La procura di Pavia ha accolto l'esposto presentato dalla difesa di Alberto Stasi, condannato in terzo grado a 16 anni di reclusione per l'omicidio della allora fidanzata Chiara Poggi, e ha deciso di riaprire le indagini sulla vicenda. A più di nove anni da quel 13 Agosto 2007 in cui la ragazza fu uccisa con violenza il caso torna di attualità, con una seconda inchiesta, che per ora ha portato all'iscrizione nel registro degli indagati di Alberto Sempio.

Le accuse della difesa di Stasi

Secondo gli avvocati dell'ex bocconiano il profilo genetico di Sempio potrebbe coincidere con i frammenti di dna rivenuti sotto le unghie di Chiara.
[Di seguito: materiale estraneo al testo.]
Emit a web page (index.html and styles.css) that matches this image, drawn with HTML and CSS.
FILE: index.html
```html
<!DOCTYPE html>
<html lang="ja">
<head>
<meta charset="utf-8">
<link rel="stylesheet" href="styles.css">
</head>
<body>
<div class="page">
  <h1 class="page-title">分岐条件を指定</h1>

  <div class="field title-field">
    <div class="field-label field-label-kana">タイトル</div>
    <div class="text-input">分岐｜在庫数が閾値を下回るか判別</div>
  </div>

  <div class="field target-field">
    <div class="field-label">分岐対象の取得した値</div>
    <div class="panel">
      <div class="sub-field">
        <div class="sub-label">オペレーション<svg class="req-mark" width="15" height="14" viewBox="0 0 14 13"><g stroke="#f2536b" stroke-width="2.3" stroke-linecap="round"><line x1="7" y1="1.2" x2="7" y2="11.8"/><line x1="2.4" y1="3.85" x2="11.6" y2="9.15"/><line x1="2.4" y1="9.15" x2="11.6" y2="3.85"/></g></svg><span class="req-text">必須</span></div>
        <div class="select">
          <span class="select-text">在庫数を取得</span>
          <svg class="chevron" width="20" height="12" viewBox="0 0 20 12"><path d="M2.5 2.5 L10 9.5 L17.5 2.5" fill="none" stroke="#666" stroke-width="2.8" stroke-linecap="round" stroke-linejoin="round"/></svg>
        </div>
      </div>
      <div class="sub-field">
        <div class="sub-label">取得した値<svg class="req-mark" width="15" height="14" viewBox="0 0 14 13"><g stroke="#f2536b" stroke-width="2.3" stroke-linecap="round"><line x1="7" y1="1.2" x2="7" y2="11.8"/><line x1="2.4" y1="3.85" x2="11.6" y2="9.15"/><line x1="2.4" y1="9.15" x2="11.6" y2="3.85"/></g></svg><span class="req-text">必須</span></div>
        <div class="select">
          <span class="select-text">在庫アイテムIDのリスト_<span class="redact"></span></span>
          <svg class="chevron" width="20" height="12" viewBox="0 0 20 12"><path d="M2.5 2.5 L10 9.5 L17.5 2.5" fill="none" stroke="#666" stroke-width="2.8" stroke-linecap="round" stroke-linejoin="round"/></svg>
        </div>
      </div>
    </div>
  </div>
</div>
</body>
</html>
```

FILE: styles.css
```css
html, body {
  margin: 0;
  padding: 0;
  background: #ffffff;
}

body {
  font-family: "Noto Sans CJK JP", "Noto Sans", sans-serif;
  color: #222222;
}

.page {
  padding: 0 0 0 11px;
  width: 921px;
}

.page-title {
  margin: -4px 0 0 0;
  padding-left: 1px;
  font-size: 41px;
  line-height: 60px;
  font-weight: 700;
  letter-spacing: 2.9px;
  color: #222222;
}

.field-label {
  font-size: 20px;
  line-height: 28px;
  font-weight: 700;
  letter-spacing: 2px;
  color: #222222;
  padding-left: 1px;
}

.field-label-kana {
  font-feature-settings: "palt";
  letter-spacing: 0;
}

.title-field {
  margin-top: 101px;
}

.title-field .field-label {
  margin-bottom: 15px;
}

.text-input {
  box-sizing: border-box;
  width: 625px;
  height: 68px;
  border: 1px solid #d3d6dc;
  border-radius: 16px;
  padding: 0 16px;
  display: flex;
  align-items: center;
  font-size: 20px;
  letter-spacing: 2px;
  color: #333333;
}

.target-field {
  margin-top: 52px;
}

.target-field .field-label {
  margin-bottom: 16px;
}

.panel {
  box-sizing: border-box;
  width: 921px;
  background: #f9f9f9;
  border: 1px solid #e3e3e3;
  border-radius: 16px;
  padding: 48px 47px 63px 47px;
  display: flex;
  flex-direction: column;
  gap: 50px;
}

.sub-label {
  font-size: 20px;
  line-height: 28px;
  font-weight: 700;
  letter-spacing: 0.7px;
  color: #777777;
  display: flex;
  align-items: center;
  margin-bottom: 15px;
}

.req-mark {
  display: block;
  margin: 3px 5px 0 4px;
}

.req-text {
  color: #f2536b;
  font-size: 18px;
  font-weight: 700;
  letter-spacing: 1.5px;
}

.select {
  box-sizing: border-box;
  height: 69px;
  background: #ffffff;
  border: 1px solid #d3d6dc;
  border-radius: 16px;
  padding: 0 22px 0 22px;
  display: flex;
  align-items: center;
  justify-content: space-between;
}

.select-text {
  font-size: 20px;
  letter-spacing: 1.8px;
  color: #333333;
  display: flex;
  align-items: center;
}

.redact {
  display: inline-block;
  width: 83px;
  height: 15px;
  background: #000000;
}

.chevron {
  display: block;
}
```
La mamma di Stasi si sarebbe rivolta ad un'agenzia di investigatori privati, dopo la condanna del figlio, per cercare la verità sull'omicidio, e le indagini portate avanti dagli investigatori ingaggiati si sarebbero strette intorno ad Alberto Sempio. Gli investigatori assunti dalla famiglia Stasi avrebbero prelevato - a sua insaputa - un campione del dna del ragazzo, per confrontarlo con quello trovato sotto le unghie di Chiara, e ritengono che sarebbe corrispondente. L'esito dell'indagine privata fatta svolgere dalla famiglia di Alberto è stata presentata dai legali sotto forma di esposto, spingendo la procura ad aprire una nuova inchiesta.

Chi è il nuovo indagato

Andrea Sempio, che all'epoca dell'omicidio di Chiara aveva raggiunto da poco la maggiore età, è un amico del fratello di Chiara Poggi.
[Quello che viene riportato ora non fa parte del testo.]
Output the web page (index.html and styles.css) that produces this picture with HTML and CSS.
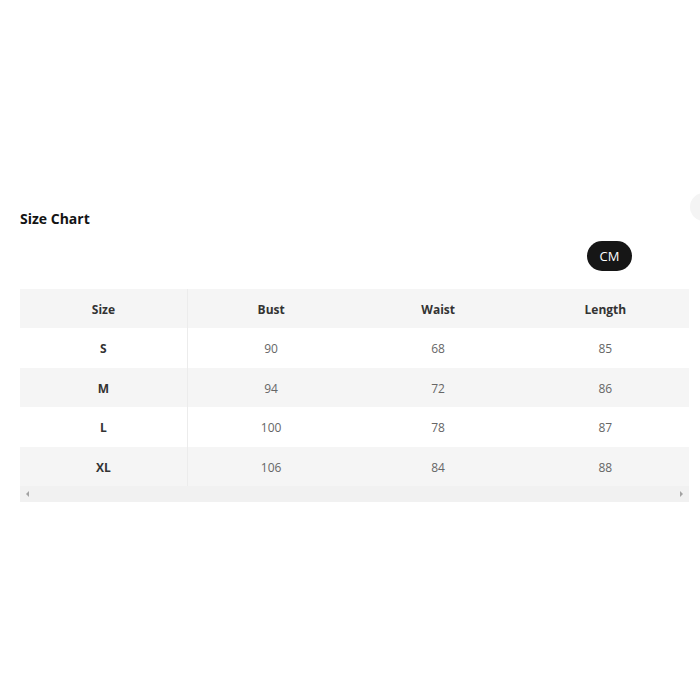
FILE: index.html
```html
<!DOCTYPE html>
<html>
<head>
<meta charset="utf-8">
<link rel="stylesheet" href="styles.css">
</head>
<body>
<div class="edge-circle"></div>
<main class="chart">
  <h2 class="title">Size Chart</h2>
  <div class="unit-row"><button class="unit">CM</button></div>
  <div class="table-wrap">
    <table class="size-table">
      <thead>
        <tr><th class="first">Size</th><th>Bust</th><th>Waist</th><th>Length</th></tr>
      </thead>
      <tbody>
        <tr><td class="first">S</td><td>90</td><td>68</td><td>85</td></tr>
        <tr class="alt"><td class="first">M</td><td>94</td><td>72</td><td>86</td></tr>
        <tr><td class="first">L</td><td>100</td><td>78</td><td>87</td></tr>
        <tr class="alt"><td class="first">XL</td><td>106</td><td>84</td><td>88</td></tr>
      </tbody>
    </table>
    <div class="scrollbar">
      <span class="arrow left"></span>
      <span class="arrow right"></span>
    </div>
  </div>
</main>
</body>
</html>
```

FILE: styles.css
```css
html, body {
  margin: 0;
  padding: 0;
  background: #fff;
  font-family: "Open Sans", "Noto Sans", sans-serif;
}
body {
  position: relative;
  width: 700px;
  height: 700px;
  overflow: hidden;
}
.edge-circle {
  position: absolute;
  left: 690px;
  top: 193px;
  width: 28px;
  height: 28px;
  border-radius: 50%;
  background: #f4f4f4;
}
.chart {
  padding: 208px 11px 0 20px;
  display: flex;
  flex-direction: column;
}
.title {
  margin: 0;
  font-size: 14px;
  line-height: 22px;
  font-weight: 700;
  color: #141414;
}
.unit-row {
  display: flex;
  padding-left: 567px;
  margin-top: 11px;
}
.unit {
  width: 45px;
  height: 30px;
  border: none;
  border-radius: 15px;
  background: #161616;
  color: #fff;
  font-family: "Open Sans", sans-serif;
  font-size: 13px;
  padding: 0;
  line-height: 30px;
}
.table-wrap {
  margin-top: 18px;
  width: 669px;
}
.size-table {
  width: 100%;
  border-collapse: collapse;
  table-layout: fixed;
}
.size-table th,
.size-table td {
  box-sizing: border-box;
  text-align: center;
  padding: 2px 0 0;
  font-size: 12px;
}
.size-table th {
  height: 39px;
  background: #f5f5f5;
  color: #333;
  font-weight: 700;
}
.size-table td {
  height: 39.5px;
  color: #666;
  font-weight: 400;
}
.size-table td.first {
  color: #333;
  font-weight: 700;
}
.size-table .first {
  border-right: 1px solid #ececec;
}
.size-table tr.alt td {
  background: #f5f5f5;
}
.scrollbar {
  height: 16px;
  background: #f1f1f1;
  display: flex;
  justify-content: space-between;
  align-items: center;
  padding: 0 6px;
}
.arrow {
  width: 0;
  height: 0;
  border-top: 3px solid transparent;
  border-bottom: 3px solid transparent;
}
.arrow.left {
  border-right: 3px solid #a3a3a3;
}
.arrow.right {
  border-left: 3px solid #a3a3a3;
}
```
All'epoca dei fatti fu ascoltato due volte dagli inquirenti in qualità di testimone, ma non emerse nessun elemento che potesse ipotizzare un suo coinvolgimento nel brutale omicidio di Chiara, e non fu mai indagato. Oltre alla presunta prova scientifica un altro elemento a carico del ragazzo secondo i legali di Stasi sarebbe in possesso di una bicicletta simile a quella che due testimoni hanno notato nei pressi della villetta di Garlasco nelle ore dell'omicidio.

Su questo punto l'interessato avrebbe fornito un alibi che i legali di Stasi non ritengono convincente.

Quali scenari si aprono

In base a quali saranno gli esiti dell'indagine della Procura di Pavia, la Corte d'Appello di Brescia dovrà stabilire se è il caso o meno di ripetere il processo. In caso affermativo l'esecuzione della condanna a 16 anni ricevuta da Alberto potrebbe essere sospesa, e il giovane potrebbe tornare ad essere libero, in attesa del nuovo processo.